WORK REQUIRED:
Extract, in full, the lines below, beginning at the first and ending with the line that contains "h-screen flex-col overflow-hidden". Pictures do not belong in the copy.

RECORDED DATA:
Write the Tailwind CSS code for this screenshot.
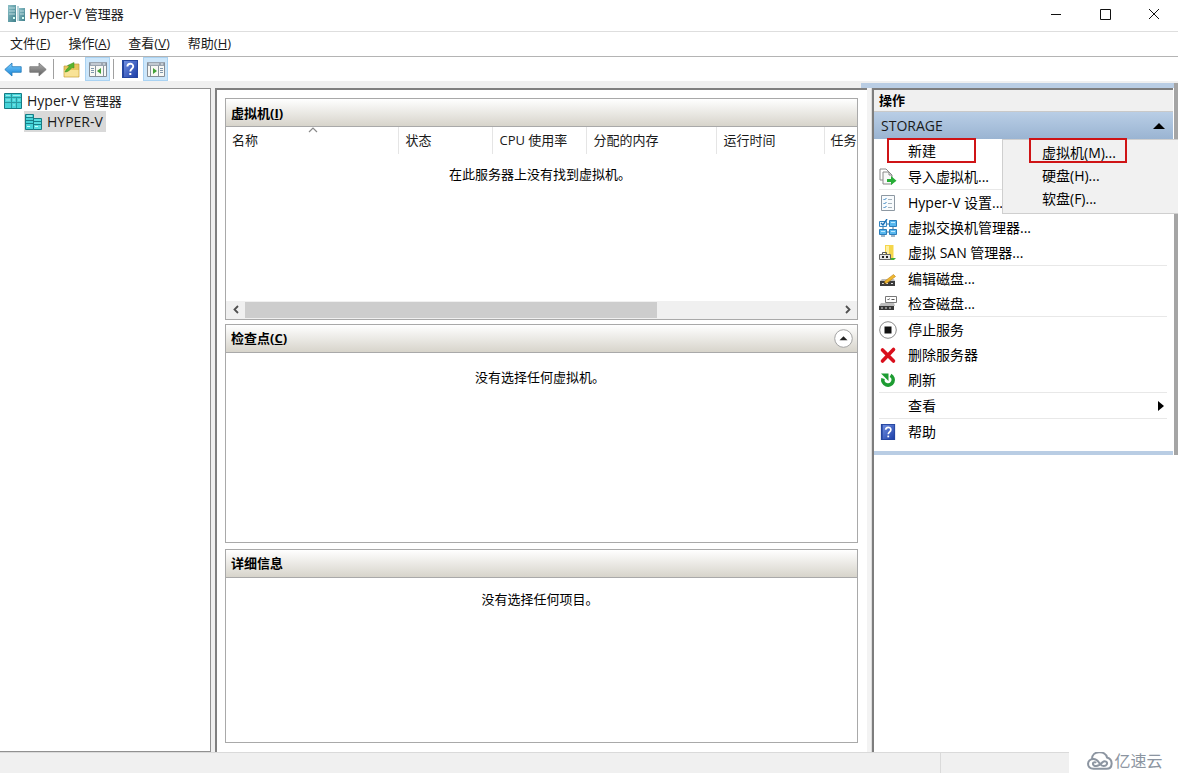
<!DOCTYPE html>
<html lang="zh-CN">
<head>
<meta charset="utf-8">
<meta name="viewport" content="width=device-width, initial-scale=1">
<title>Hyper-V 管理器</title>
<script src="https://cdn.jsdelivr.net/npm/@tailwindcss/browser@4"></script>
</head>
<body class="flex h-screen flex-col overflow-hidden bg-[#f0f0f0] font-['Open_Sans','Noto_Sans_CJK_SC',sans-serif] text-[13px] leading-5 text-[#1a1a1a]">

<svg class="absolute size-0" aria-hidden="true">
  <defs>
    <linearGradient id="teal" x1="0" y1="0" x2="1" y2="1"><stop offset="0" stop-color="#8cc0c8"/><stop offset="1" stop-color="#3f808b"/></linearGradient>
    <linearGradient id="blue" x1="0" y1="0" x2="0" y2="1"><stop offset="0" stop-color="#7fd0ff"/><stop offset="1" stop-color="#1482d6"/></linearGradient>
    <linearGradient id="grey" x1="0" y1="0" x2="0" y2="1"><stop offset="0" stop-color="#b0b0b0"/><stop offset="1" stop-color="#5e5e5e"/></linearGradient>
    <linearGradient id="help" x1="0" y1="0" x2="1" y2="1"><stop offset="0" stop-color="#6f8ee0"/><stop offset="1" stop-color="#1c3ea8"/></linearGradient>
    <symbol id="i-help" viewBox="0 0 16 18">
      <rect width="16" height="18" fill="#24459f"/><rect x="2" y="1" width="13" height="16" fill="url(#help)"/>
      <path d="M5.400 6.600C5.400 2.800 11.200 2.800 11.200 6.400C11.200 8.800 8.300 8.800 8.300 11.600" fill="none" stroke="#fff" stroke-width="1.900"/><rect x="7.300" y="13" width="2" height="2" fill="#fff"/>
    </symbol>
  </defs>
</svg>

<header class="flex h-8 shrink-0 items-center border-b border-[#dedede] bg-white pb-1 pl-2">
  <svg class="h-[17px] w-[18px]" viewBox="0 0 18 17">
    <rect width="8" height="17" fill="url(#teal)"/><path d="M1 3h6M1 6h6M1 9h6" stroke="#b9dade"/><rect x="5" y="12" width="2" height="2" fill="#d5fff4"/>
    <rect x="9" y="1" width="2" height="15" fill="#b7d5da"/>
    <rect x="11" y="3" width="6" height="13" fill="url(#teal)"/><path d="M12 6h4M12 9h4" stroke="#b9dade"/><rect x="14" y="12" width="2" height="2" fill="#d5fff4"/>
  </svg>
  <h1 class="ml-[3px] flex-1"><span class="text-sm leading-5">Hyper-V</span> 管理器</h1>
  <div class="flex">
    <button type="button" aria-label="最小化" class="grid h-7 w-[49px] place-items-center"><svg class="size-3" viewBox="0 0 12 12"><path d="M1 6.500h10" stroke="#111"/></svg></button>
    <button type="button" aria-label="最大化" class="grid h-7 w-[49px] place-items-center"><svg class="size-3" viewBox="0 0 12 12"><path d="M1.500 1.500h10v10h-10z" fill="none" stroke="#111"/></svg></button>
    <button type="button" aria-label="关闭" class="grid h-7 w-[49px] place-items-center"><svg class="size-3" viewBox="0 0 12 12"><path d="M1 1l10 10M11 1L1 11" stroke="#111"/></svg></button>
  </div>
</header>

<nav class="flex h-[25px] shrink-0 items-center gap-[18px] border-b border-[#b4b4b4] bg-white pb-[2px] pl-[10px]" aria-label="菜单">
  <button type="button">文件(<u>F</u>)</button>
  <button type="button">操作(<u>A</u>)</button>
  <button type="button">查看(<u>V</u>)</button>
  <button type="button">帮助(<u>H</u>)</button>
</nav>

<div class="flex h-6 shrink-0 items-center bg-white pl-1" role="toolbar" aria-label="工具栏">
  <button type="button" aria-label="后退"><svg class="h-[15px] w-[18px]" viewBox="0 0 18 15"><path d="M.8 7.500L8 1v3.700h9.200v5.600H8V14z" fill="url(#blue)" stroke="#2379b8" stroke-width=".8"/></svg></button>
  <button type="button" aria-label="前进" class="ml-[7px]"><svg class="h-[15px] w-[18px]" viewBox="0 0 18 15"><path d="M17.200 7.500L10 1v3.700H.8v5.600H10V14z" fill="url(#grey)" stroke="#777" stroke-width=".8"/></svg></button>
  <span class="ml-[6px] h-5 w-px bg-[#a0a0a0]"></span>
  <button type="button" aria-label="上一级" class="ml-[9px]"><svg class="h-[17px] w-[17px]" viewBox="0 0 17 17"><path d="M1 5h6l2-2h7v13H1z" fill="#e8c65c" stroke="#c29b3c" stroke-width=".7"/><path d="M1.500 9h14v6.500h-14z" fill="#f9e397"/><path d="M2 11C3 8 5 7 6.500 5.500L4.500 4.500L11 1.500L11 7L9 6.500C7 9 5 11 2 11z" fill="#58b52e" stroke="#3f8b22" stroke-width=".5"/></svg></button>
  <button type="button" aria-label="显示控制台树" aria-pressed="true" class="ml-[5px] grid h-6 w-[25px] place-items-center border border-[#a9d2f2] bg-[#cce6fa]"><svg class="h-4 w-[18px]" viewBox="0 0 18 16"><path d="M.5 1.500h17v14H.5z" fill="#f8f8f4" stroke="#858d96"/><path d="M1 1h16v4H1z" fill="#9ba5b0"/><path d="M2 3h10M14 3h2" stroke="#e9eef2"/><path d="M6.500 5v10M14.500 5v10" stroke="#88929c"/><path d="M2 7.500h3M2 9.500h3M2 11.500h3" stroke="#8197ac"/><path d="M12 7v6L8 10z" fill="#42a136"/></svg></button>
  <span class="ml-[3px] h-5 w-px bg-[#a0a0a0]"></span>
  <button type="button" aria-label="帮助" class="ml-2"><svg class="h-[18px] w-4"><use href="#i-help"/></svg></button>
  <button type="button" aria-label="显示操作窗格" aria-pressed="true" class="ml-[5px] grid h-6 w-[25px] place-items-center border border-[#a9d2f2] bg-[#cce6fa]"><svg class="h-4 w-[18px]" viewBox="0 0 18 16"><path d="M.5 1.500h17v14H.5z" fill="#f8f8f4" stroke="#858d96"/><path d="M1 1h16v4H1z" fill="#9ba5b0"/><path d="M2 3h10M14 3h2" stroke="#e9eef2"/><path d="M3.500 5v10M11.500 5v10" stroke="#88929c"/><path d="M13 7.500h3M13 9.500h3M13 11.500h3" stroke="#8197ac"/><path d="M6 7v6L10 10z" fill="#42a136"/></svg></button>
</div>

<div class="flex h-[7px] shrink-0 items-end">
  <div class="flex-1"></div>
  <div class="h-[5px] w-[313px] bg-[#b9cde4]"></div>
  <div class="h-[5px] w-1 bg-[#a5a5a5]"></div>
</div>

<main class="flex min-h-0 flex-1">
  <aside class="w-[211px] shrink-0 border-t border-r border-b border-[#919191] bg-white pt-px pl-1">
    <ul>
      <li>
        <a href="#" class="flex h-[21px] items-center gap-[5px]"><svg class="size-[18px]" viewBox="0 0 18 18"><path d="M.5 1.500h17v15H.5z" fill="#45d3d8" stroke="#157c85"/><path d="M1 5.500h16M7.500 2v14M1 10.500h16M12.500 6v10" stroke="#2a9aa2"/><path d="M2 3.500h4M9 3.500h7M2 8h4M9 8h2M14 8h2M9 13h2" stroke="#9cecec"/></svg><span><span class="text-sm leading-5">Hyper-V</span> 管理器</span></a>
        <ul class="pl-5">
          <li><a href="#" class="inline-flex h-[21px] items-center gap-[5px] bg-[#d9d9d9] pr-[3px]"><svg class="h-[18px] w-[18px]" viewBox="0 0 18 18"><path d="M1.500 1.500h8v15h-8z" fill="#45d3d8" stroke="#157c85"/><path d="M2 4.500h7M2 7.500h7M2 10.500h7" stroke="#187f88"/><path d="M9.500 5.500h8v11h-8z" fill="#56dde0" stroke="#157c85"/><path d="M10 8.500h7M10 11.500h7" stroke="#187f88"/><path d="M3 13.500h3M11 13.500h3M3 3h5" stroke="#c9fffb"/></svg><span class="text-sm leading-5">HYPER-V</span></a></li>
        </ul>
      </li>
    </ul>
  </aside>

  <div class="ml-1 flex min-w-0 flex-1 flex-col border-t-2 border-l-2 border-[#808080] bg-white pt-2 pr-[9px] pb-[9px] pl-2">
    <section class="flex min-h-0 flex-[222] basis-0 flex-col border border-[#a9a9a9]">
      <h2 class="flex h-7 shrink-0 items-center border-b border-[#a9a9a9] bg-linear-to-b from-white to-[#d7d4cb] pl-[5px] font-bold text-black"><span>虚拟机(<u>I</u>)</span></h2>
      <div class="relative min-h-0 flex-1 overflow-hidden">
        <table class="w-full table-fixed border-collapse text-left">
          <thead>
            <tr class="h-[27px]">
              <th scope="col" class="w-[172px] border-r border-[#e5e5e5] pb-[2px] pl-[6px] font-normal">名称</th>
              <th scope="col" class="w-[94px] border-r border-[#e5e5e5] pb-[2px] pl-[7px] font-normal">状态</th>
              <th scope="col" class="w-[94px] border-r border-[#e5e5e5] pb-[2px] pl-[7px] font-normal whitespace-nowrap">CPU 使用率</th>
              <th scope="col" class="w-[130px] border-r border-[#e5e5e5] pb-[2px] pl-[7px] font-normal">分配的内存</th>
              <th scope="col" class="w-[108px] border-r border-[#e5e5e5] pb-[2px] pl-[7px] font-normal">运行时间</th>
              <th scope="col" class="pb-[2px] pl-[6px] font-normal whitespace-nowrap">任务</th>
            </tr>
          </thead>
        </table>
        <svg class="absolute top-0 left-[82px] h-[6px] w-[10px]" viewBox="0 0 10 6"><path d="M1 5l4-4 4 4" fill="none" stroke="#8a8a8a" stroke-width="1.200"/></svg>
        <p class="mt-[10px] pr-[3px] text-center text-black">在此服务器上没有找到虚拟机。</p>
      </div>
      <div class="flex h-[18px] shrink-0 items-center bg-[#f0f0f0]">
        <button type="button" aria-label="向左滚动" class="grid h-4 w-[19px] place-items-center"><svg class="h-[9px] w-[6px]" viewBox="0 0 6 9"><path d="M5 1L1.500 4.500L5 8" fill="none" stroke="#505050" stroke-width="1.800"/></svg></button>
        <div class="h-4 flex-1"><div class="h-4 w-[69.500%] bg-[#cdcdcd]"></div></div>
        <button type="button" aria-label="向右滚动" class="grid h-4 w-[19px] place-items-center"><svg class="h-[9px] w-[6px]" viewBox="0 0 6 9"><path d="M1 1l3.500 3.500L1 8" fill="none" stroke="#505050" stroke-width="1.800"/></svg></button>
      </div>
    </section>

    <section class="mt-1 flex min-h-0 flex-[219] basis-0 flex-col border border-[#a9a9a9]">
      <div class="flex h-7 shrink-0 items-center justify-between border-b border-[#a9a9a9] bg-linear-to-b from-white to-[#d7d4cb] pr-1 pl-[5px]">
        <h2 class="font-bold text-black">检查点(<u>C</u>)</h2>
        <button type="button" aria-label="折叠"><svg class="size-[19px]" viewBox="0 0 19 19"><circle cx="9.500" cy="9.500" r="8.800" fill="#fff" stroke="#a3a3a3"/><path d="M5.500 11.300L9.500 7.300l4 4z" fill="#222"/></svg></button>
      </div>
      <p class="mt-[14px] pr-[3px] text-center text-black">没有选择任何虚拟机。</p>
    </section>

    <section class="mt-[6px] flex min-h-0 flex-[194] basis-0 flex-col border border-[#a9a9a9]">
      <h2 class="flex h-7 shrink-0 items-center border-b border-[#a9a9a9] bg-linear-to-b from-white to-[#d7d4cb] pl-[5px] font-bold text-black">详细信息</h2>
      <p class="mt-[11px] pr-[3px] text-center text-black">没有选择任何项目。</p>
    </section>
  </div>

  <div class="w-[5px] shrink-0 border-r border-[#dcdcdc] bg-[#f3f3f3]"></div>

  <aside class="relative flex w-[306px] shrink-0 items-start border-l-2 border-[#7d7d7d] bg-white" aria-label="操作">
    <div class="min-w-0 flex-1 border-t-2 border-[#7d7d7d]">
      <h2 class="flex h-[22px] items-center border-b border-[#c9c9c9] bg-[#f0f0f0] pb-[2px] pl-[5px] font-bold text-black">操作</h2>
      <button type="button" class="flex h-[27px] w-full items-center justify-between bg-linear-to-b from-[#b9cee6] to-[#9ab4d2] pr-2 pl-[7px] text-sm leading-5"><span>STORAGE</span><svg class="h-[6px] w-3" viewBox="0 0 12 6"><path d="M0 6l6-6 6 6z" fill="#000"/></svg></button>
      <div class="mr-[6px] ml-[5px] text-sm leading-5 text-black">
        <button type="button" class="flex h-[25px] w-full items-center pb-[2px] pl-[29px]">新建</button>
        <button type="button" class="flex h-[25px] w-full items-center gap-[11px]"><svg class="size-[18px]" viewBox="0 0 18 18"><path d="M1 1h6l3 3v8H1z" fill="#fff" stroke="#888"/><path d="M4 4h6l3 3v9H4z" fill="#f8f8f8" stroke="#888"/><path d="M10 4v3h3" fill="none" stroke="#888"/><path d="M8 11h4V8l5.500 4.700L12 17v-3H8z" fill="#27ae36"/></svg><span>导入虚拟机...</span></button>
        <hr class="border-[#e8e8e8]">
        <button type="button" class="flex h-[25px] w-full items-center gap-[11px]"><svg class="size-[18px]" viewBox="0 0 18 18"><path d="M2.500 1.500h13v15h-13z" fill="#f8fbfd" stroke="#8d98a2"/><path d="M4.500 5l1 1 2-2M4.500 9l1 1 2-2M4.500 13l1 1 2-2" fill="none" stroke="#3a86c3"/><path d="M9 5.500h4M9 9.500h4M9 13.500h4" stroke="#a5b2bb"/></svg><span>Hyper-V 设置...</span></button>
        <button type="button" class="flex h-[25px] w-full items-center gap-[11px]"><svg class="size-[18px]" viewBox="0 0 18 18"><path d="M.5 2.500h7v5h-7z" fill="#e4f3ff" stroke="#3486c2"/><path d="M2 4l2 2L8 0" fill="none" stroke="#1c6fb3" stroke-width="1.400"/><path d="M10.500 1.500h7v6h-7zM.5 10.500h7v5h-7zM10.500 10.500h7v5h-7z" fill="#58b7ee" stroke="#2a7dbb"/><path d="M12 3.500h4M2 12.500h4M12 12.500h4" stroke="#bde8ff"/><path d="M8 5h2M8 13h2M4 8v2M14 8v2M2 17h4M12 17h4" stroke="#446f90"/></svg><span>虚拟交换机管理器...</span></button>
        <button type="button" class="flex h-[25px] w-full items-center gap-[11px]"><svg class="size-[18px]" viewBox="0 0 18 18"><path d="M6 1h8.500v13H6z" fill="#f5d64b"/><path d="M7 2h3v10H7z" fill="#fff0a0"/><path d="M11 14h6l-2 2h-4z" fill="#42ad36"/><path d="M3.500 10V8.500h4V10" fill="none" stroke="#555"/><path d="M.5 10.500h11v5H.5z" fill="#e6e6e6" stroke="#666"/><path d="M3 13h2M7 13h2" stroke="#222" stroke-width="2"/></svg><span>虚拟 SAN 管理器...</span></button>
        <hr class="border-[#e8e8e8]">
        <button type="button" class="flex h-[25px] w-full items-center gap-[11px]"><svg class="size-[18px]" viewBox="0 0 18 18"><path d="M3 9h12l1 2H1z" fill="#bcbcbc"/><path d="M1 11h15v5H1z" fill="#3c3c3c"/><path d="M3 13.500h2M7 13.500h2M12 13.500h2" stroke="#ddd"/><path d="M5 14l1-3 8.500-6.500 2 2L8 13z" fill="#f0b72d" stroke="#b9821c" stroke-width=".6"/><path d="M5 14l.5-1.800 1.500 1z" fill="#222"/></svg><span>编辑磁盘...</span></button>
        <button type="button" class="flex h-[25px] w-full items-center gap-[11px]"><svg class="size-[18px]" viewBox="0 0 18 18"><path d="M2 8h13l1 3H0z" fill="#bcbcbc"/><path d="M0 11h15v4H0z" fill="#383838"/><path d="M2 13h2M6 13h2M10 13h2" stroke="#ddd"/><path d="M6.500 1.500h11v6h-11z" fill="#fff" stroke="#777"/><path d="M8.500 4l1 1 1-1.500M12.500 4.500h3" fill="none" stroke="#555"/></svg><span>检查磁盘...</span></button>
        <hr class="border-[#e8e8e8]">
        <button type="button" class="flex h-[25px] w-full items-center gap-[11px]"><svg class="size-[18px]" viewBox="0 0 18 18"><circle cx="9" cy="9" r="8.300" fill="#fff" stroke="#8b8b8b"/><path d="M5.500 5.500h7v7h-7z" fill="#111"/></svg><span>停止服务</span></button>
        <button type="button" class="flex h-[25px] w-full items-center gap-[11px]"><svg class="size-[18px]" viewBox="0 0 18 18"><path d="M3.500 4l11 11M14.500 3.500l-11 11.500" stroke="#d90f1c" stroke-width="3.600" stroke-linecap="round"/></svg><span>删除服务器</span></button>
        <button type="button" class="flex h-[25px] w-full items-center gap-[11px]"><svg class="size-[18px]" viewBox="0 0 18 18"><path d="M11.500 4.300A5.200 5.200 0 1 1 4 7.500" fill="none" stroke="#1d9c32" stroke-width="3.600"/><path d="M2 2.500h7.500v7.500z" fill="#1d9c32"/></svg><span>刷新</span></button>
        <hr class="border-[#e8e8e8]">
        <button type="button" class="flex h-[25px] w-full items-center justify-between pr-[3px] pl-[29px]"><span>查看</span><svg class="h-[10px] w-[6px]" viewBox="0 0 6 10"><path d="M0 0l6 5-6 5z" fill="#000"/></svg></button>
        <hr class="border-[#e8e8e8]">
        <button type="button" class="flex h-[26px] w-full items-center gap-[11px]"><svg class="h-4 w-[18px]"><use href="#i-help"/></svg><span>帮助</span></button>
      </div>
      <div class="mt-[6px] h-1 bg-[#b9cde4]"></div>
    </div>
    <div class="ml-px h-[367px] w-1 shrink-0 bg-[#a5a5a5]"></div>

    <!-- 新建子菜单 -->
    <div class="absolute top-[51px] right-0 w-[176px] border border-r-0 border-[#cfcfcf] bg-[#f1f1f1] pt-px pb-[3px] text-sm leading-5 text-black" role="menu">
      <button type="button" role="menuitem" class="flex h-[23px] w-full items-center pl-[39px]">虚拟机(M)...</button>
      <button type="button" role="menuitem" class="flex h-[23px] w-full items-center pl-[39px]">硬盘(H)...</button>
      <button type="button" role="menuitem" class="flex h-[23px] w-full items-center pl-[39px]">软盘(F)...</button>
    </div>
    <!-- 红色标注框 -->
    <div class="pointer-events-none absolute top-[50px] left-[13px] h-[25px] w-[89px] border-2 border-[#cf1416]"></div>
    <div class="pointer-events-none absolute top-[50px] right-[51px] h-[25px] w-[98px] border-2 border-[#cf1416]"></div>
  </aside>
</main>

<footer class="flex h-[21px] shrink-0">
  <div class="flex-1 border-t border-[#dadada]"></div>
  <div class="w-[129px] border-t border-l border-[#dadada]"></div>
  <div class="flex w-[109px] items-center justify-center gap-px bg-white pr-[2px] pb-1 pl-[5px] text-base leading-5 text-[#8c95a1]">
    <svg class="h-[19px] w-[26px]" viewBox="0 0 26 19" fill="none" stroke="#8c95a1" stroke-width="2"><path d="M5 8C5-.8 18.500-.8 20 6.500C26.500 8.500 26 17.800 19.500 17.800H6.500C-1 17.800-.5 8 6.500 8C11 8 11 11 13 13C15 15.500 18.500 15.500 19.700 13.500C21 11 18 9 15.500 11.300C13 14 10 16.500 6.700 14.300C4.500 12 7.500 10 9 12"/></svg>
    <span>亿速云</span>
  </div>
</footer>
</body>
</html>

EXERCISE OUTPUT:
Write the Tailwind CSS code for this screenshot.
<!DOCTYPE html>
<html lang="zh-CN">
<head>
<meta charset="utf-8">
<meta name="viewport" content="width=device-width, initial-scale=1">
<title>Hyper-V 管理器</title>
<script src="https://cdn.jsdelivr.net/npm/@tailwindcss/browser@4"></script>
</head>
<body class="flex h-screen flex-col overflow-hidden bg-[#f0f0f0] font-['Open_Sans','Noto_Sans_CJK_SC',sans-serif] text-[13px] leading-5 text-[#1a1a1a]">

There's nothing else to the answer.